- Veröffentlicht: 18. Dezember 2019
It’s almost as if the community was dreamed up as part of a movie set. But the Suzhou Industrial Park is real and part of a cooperative effort with Singapore. It is a carefully planned area on 27 square miles that a quarter-century earlier had been farmland. Dozens of Fortune 500 companies have invested billions into hundreds of cutting-edge projects.
China is known as a developing country. But in reality, it is more developed than many western countries. The Suzhou Industrial Park is sustainable and high tech, which has attracted trailblazing companies ranging from Samsung to Siemens to Philips. Others from around the world have since followed and use it as a base from which to produce and to export their goods.
“When it comes to persuading the best brains on the planet to choose us, having a flexible and open-minded approach is crucial,” says Zhou Xudong, chairman of the industrial park. It has such high-value industries as information systems, nanotech and biopharmaceuticals, as well as artificial intelligence based on big data and cloud computing — the kind of things can make cities greener, and desirable.
In 2016, the industrial park produced $33.4 billion in total goods and services, or a 7.2% year-on-year growth rate. And it has drawn the best-and-brightest from MIT, Harvard and Oxford. Microsoft, Apple are also there, not to mention China’s biggest tech companies: Baidu, Alibaba, Tencent.
China thinks that it can export the idea of a model community like Suzhou to other parts of the world. China, in fact, is home to about 500 of the roughly 1,000 smart cities that have been proposed, globally.
In November, this reporter toured of the industrial park with the China-U.S. Exchange Foundation. While it is an economic model, the park is also considered a smart region, or one that typically relies on internet and cloud technologies that gather data to advance such things as energy usage, traffic flow and health care.
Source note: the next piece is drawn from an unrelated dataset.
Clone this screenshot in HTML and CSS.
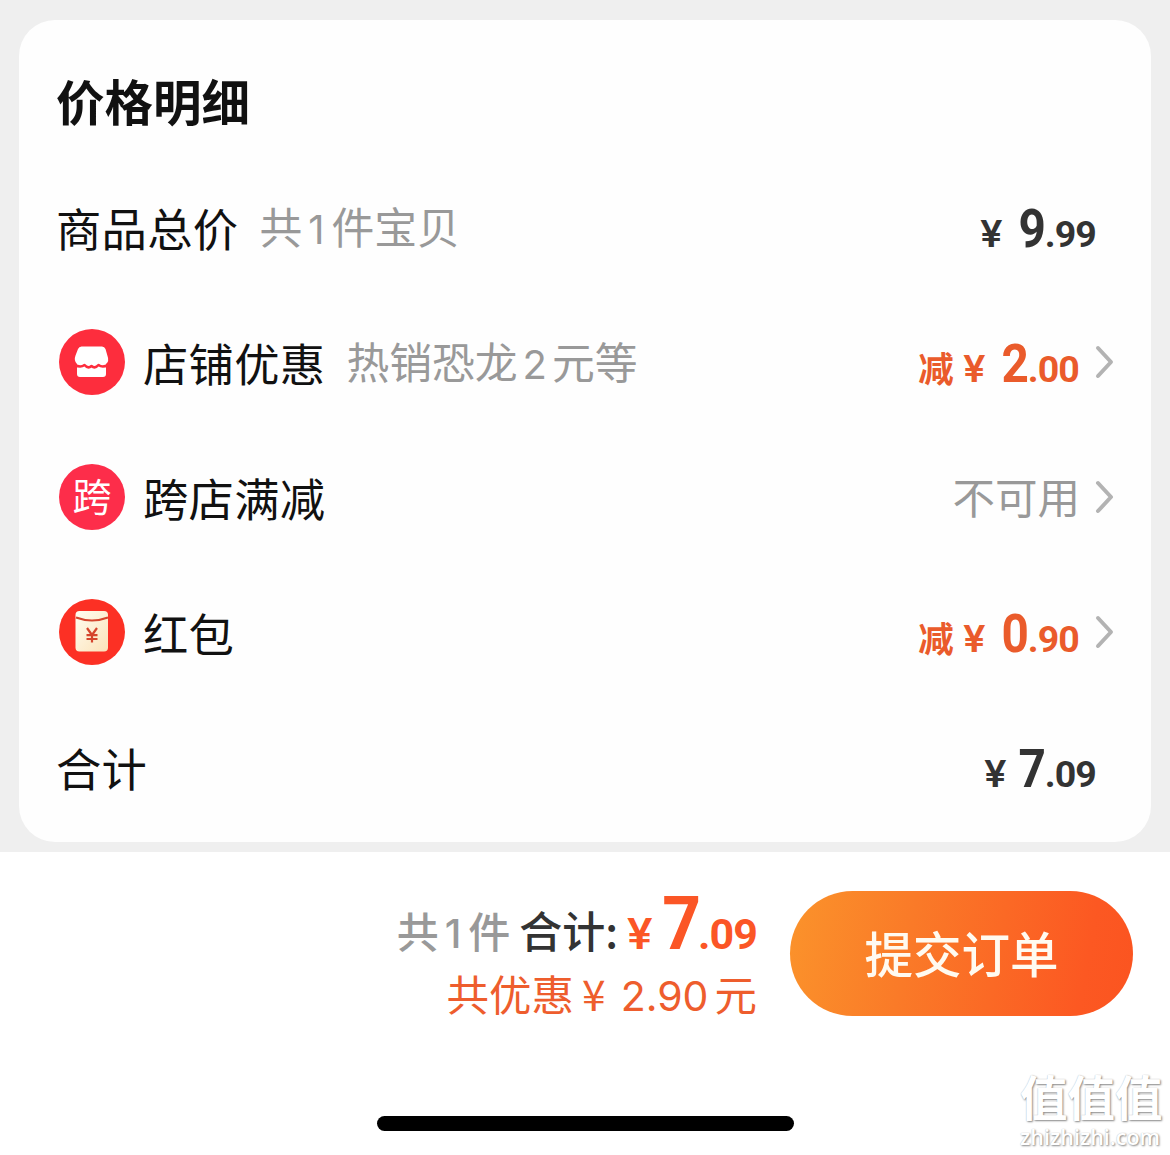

The park “has historically been a famous magnet for multi-national corporations, especially those known for advanced manufacturing,” said Du Feng, deputy director of economic development for the model community. It is now “devoting its efforts to nurturing an ecosystem of tech focused start-ups at the forefront of new technologies and concepts.”
China has 1.4 billion people, with a middle class consisting of 400-600 million people. To create more upward mobility, the country is literally moving its people from rural regions that have limited opportunity to the job centers. That requires using high technology and specifically artificial intelligence, all part of the smart-cities approach. The Chinese government says that $74 billion has been invested in such smart technologies from both the public and private sectors.
Consider that cities such as Beijing and Shanghai have 15-to-20 million population. And that means a lot of traffic and pollution. China’s approach? The internet-of-things stores data and allows private industry to analyze traffic patterns and parking possibilities. At the same time, China is home to more electric vehicles than anyplace in the world.
The investment in smart technologies is paying off for China not just because it is drawing in top notch multi-national corporations but also because it is helping to clean up its cities. In fact, the World Health Organization says that urban growth internationally will rise from 3.4 billion in 2009 to 6.4 billion in 2050. Smart cities that employ cloud-based technologies could cut greenhouse gas emissions by 16% by 2020.
Shanghai, for example, uses highly-developed traffic controls. Vehicles know down to the second how long the green light will last while citizens waiting to cross the street are given the same information. At the same time, the city uses mobile applications developed by tech-giant Huawei to give it citizens information on traffic flow, parking spots and public transportation. The aim is to minimize congestion and to improve air quality.
Beijing, meantime, is following in the footsteps of Tokyo. The cities are largely cashless societies, meaning that a card or phone can be used to pay for everything from groceries to retail goods to subway rides. When millions of people are on the go each day, it speeds things along. In Beijing they use the Huawei Pay app.
“We see tremendous opportunities for China to raise its productivity and long-term economic growth through the use of artificial intelligence technologies,” says Mark Purdy, managing director of Accenture Research. It “can drive growth in China through intelligent automation of products and processes, augmenting the productivity and skills of workers, and spurring wider innovation in the economy.”
China has some of the most sophisticated cities in the world thanks to cloud computing and artificial intelligence. Together they have become magnets, drawing in Fortune 500 companies, a highly educated workforce and billions of dollars in foreign investment. It’s about creating clean and connected cities — the foundation for economic development. The Suzhou Industrial Park is living proof of that.